This fascination has at times made me hesitant to commit the loose-girl syndrome to an addiction model. It is important to determine what really is addiction and what is shame with respect to behavior that is simply culturally unacceptable. As with everything surrounding teenage girls and sex, the lines are blurry. Our society is so firmly opposed to any teenage sexual behavior, particularly from girls, that it would be easy to say that all sexual behavior is negative and should be treated as addiction. But teenage promiscuity isn’t always the result of severe pain or low self-esteem. Statistically, that is more often the case, but as with any statistics, it is important to acknowledge that there is a percentage of girls who develop low self-esteem because of how society judges and punishes them for wanting and having sex.

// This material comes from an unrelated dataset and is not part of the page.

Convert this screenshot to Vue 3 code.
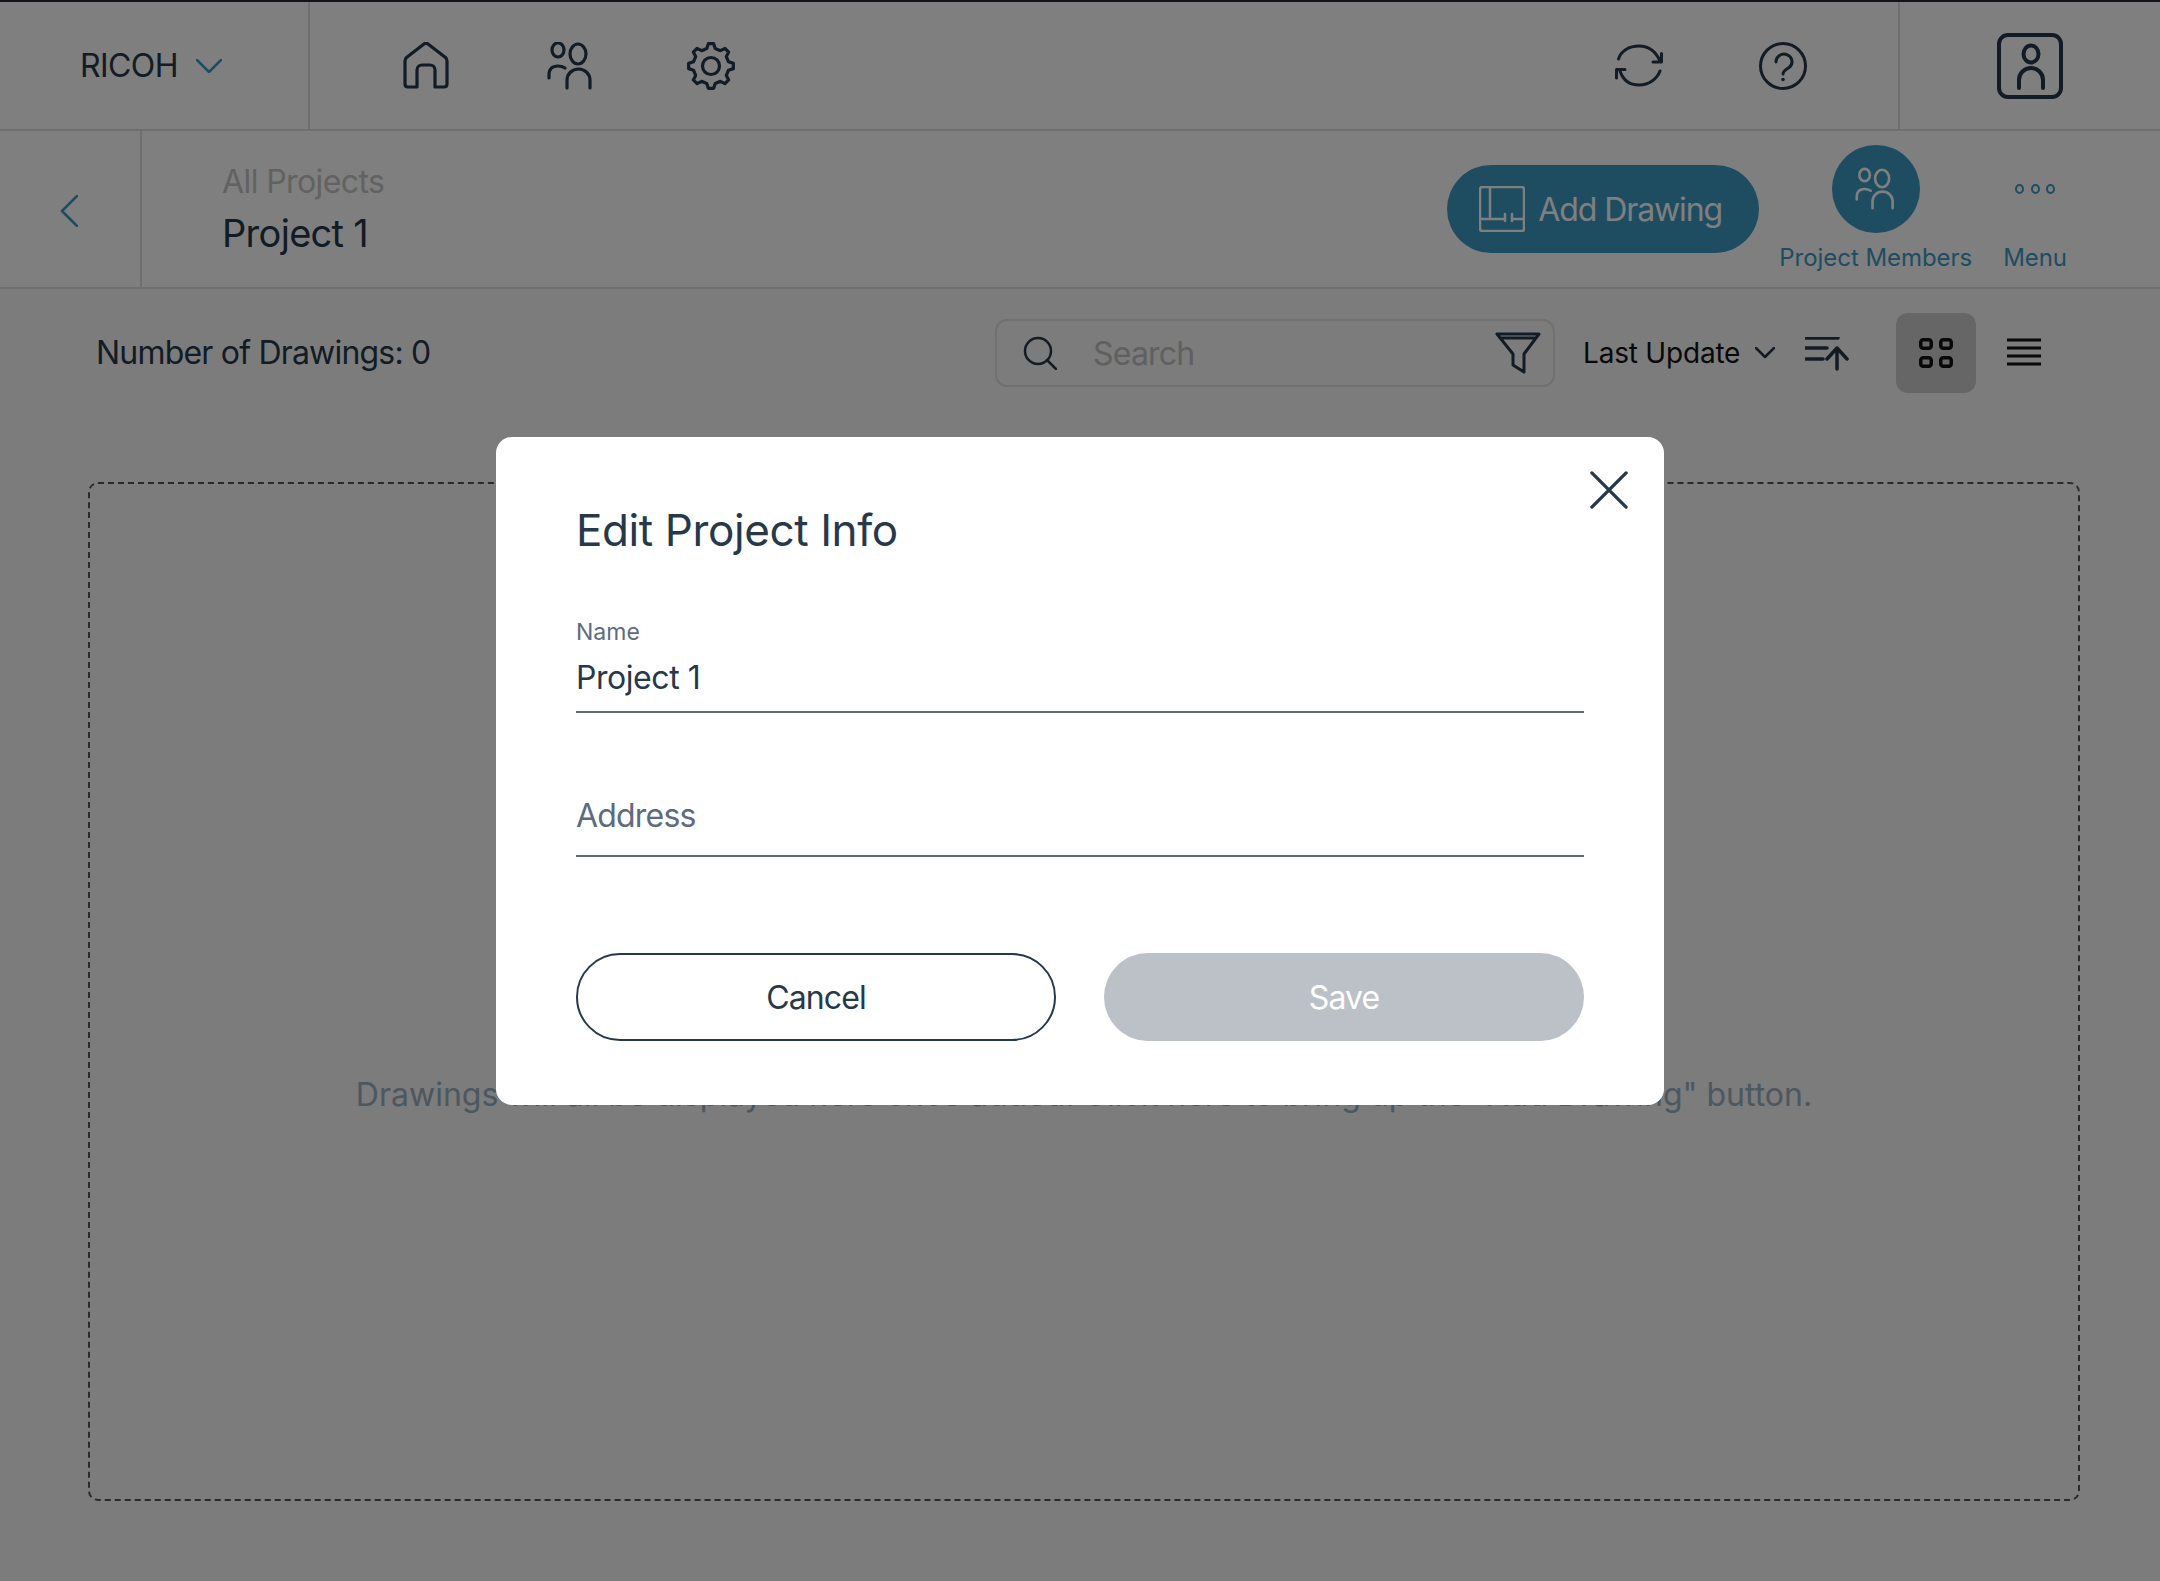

That said, addiction is often a very real part of loose-girl behavior. The feelings and bad behaviors have lots in common with other process addictions, such as sex and love addictions, but they are distinctly their own thing. We can define the loose-girl affliction as needing male attention to feel worthwhile. Sex addicts are obsessed with sex. They think about it constantly, need more and more sex to reach the same high, and are dysfunctional in their lives because of it. Love and relationship addicts are obsessed with getting love, with having relationships, and they spend a great deal of time ritualizing how to get them and how to keep them. If a relationship is threatened, they focus obsessively and act compulsively to keep the relationship or get it back, and they experience unbelievable despair when a relationship ends. All these addictions include being trapped in a cycle of pursuit and pain. All of them have a great deal of fantasy tied to them, and those fantasies get in the way of being able to have any kind of real intimacy with another person.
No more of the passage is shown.